The National Board of Boiler and Pressure Vessel Inspectors (NBBI) is composed of chief boiler and pressure vessel inspectors representing states, cities, and provinces enforcing pressure equipment laws and regulations. These laws and regulations represent the collective input of National Board members.

== History ==
The ASME developed its boiler code in 1915. The code provided a solid reference of construction standards, but ASME lacked the authority to regulate. This was further complicated by the existence of local and state jurisdictions with their own codes and standards. This resulted in a patchwork of confusion having no basis in consistency.

On December 2, 1919, Ohio Chief Inspector Carl Myers met with chief inspectors from other jurisdictions to discuss creation of a board of inspector representatives from each of the existing jurisdictions, commencing the genesis of The National Board of Boiler and Pressure Vessel Inspectors.

== National Board Training ==
The National Board trains hundreds of boiler and pressure equipment professionals from around the world every year. National Board training facilities are located on a 16 acre wooded campus in Columbus, Ohio.

== National Board Registration ==
Pressure-retaining items can be registered with the National Board, requiring certain uniform quality standards be achieved certifying the manufacturing, testing, and inspection process. To obtain a certification the registered items have to be inspected by National Board-commissioned inspectors and built to required standards. The purpose of National Board registration is to promote safety and document specific equipment design and construction details for future use. It takes place when the manufacturer submits data reports to the National Board for items stamped with National Board numbers.

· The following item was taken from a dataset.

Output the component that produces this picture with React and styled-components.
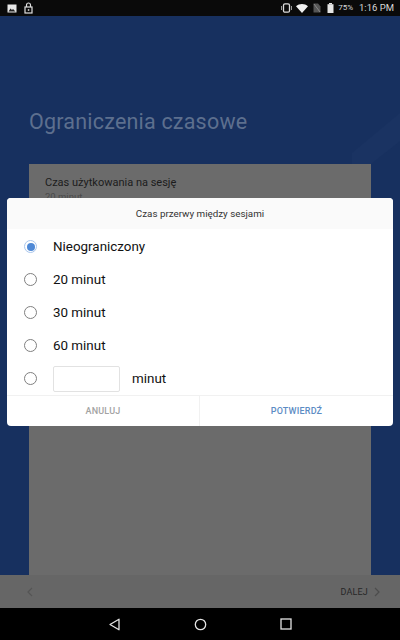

Among the information included in the data report are: date of manufacture, materials of construction, specific details regarding design, and certification statements by both the manufacturer and inspector. Registration is required by most US jurisdictions for installation of pressure equipment. Registered pressure relief devices are stamped with a National Board NB Mark. For the manufacturer, data reports provide a form of customer service over the life of the equipment. Since 1921 there have been over 45 million data reports registered with the National Board.

== National Board Pressure Relief Department and Testing Laboratory ==

Each year, representatives from around the world travel to the National Board Testing Laboratory north of Columbus, Ohio to measure the performance of their company’s pressure relieving devices.

Tested products undergo independent certification of function and capacity. A pressure relief device meeting new construction standards and specifications permits the manufacturer to apply the National Board NB mark to new equipment. Capacity certification signifies equipment designs have been thoroughly reviewed. Additionally, it indicates the quality system has been audited and the equipment meets internationally recognized standards for preventing potential overpressure conditions in boilers and pressure vessels.

Testing is also performed to evaluate a company’s ability to properly repair pressure relief valves. Accredited repair organizations qualify to stamp the National Board VR symbol on repair nameplates.

The National Board lab supports industry research and development by testing new designs, serving as a comparative standard for other laboratories, validating new concepts, and – upon jurisdiction request – assist in boiler and pressure vessel incident investigations.